“Canada has a relative abundance of water, possessing 7 per cent of the world’s renewable fresh water, yet only 0.5 per cent of the global population. Despite Canada’s abundance of water, this valuable resource is now under pressure from growing and often conflicting human requirements, which is likely to be exacerbated by the effects of climate change.”
We need to teach and encourage our child to protect our fresh water!
When the RBC Blue Water Project team asked some kids what they would do to protect fresh water, this is what they said…
When I asked my girls what they would do, they started listing all the thing we already do. So I encouraged them to think “out of the box” and asked them that if they had all the money in the world and could protect our fresh water, they said…
“I would put a force field over all the rivers so the big companies couldn’t put dirty oil in the water”
– Rachel, age 8
“I would have a superhero protect the water. The superhero would be called Mrs. Envirogirl!”
– Lauren, age 6
We do many things around our house everyday to minimize our water consumption…
For a long time now, we’ve been collecting water in a rain barrel. This is a great source of water for watering our gardens and plants.
Here are some other great tips!
Whether you get your water from a municipal or local government water department, private water company, or from your own well, you have a direct stake in water stewardship. Here are some ways you can help:
- Get informed. Learn about your local watershed. Support your local watershed organization or regional conservation authority.

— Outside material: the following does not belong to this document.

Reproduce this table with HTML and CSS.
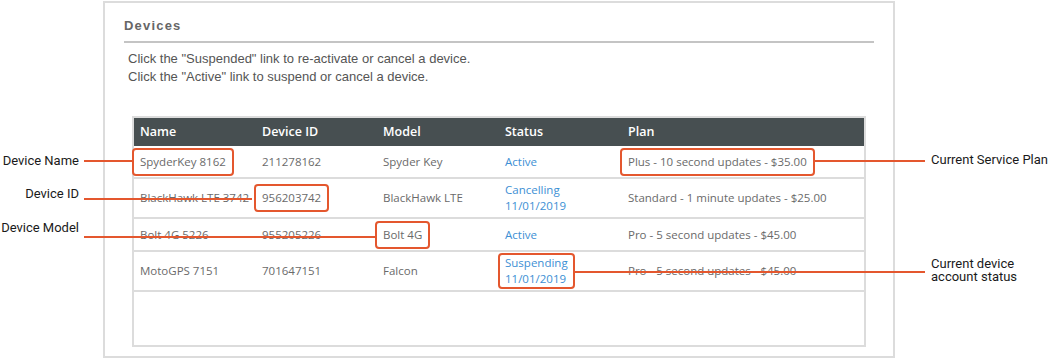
FILE: index.html
```html
<!DOCTYPE html>
<html lang="en">
<head>
    <meta charset="UTF-8">
    <title>Devices</title>
    <link rel="stylesheet" href="styles.css">
</head>
<body>
    <div class="panel">
        <h2 class="title">Devices</h2>
        <div class="intro">
            <p>Click the "Suspended" link to re-activate or cancel a device.</p>
            <p>Click the "Active" link to suspend or cancel a device.</p>
        </div>

        <div class="devices">
            <div class="row head">
                <div>Name</div>
                <div>Device ID</div>
                <div>Model</div>
                <div>Status</div>
                <div>Plan</div>
            </div>
            <div class="row">
                <div><span class="callout">SpyderKey 8162</span></div>
                <div>211278162</div>
                <div>Spyder Key</div>
                <div><a href="#">Active</a></div>
                <div><span class="callout">Plus - 10 second updates - $35.00</span></div>
            </div>
            <div class="row tall">
                <div>BlackHawk LTE 3742</div>
                <div><span class="callout">956203742</span></div>
                <div>BlackHawk LTE</div>
                <div><a href="#">Cancelling<br>11/01/2019</a></div>
                <div>Standard - 1 minute updates - $25.00</div>
            </div>
            <div class="row">
                <div>Bolt 4G 5226</div>
                <div>955205226</div>
                <div><span class="callout">Bolt 4G</span></div>
                <div><a href="#">Active</a></div>
                <div>Pro - 5 second updates - $45.00</div>
            </div>
            <div class="row tall">
                <div>MotoGPS 7151</div>
                <div>701647151</div>
                <div>Falcon</div>
                <div><a href="#" class="callout slim">Suspending<br>11/01/2019</a></div>
                <div>Pro - 5 second updates - $45.00</div>
            </div>
        </div>
    </div>

    <!-- callout labels and leader lines -->
    <div class="notes">
        <svg class="leaders" width="1048" height="359" viewBox="0 0 1048 359">
            <g stroke="#e4572e" stroke-width="2">
                <line x1="84" y1="161" x2="132" y2="161"/>
                <line x1="84" y1="199" x2="252" y2="199"/>
                <line x1="84" y1="237" x2="375" y2="237"/>
                <line x1="814" y1="161" x2="925" y2="161"/>
                <line x1="573" y1="272" x2="925" y2="272"/>
            </g>
        </svg>
        <span class="note left" style="top:153px">Device Name</span>
        <span class="note left" style="top:186px">Device ID</span>
        <span class="note left" style="top:220px">Device Model</span>
        <span class="note right" style="top:153px">Current Service Plan</span>
        <span class="note right" style="top:257px">Current device<br>account status</span>
    </div>
</body>
</html>
```

FILE: styles.css
```css
body{
    margin: 0;
    width: 1048px;
    height: 359px;
    position: relative;
    background: #fff;
    font-family: "Liberation Sans", Arial, sans-serif;
}
.panel{
    box-sizing: border-box;
    width: 792px;
    height: 357px;
    margin: 1px 0 0 103px;
    border: 2px solid #dcdcdc;
    padding: 14px 19px 0 19px;
}
.title{
    margin: 0;
    padding-bottom: 6px;
    border-bottom: 2px solid #c4c4c4;
    font-size: 13px;
    line-height: 18px;
    letter-spacing: 1.2px;
    color: #666;
}
.intro{
    margin: 7px 0 0 4px;
}
.intro p{
    margin: 0;
    font-size: 13px;
    line-height: 18px;
    color: #555;
}

.devices{
    margin: 30px 8px 0 8px;
    height: 231px;
    box-sizing: border-box;
    border: 2px solid #dcdcdc;
    font-family: "Open Sans", "Noto Sans", sans-serif;
    font-size: 11.5px;
    color: #6a6a6a;
}
.row{
    display: grid;
    grid-template-columns: 122px 121px 122px 123px 1fr;
    align-items: center;
    height: 31px;
    border-bottom: 2px solid #dcdcdc;
    line-height: 16px;
}
.row.tall{
    height: 38px;
}
.row > div{
    padding-left: 6px;
    white-space: nowrap;
}
.row.head{
    height: 28px;
    border-bottom: none;
    background: #474f51;
    color: #fff;
    font-weight: 600;
    font-size: 12.5px;
}
.row a{
    color: #3d8fd4;
    text-decoration: none;
}

/* orange boxes drawn round the described cells */
.callout{
    display: inline-block;
    padding: 4px 6px;
    margin: -6px -8px;
    border: 2px solid #e4572e;
    border-radius: 4px;
}
.callout.slim{
    padding: 0 5px;
    margin: -2px -7px;
}

.notes{
    position: absolute;
    top: 0;
    left: 0;
    width: 1048px;
    height: 359px;
    pointer-events: none;
}
.leaders{
    position: absolute;
    top: 0;
    left: 0;
}
.note{
    position: absolute;
    font-family: Roboto, sans-serif;
    font-size: 13px;
    line-height: 15px;
    color: #1a1a1a;
}
.note.left{
    right: 969px;
    text-align: right;
}
.note.right{
    left: 931px;
    line-height: 13px;
}
```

- Minimize the square footage of impervious surfaces such as concrete and asphalt on your property. Consider using paving blocks, grass driveway strips, wood decks, wood chips, and crushed rock when designing driveways, patios and garden pathways. This will allow rainwater to soak through the ground rather than going directly into the storm drains.
- Don’t dump products that contain toxic chemicals or pharmaceuticals on the ground, into sewers, or into the toilet.
- Pick up after your pet (or teach your kids to do it)
- Use natural, organic gardening and lawn care products.
- Use non-phosphate soap to wash your car. Try to wash your car on gravel, grass or other permeable surfaces so that soaps, dirt and oil do not enter the storm drain system.
- Use a rain barrel to collect rooftop runoff, and use that water for lawn and garden watering, car washing, and window cleaning.
- Use tap water instead of buying bottled water, where municipal supplies are safe. Use a thermos or re-useable aluminum bottle to carry your water.
- Plant trees and support pro-forest initiatives. Soil erosion due to forest depletion results in water pollution worldwide.
- Convert your lawn. Native plants tend to be better adapted to local environmental conditions, and can require less fertilizer, fewer pesticides and less water than typical grass lawns.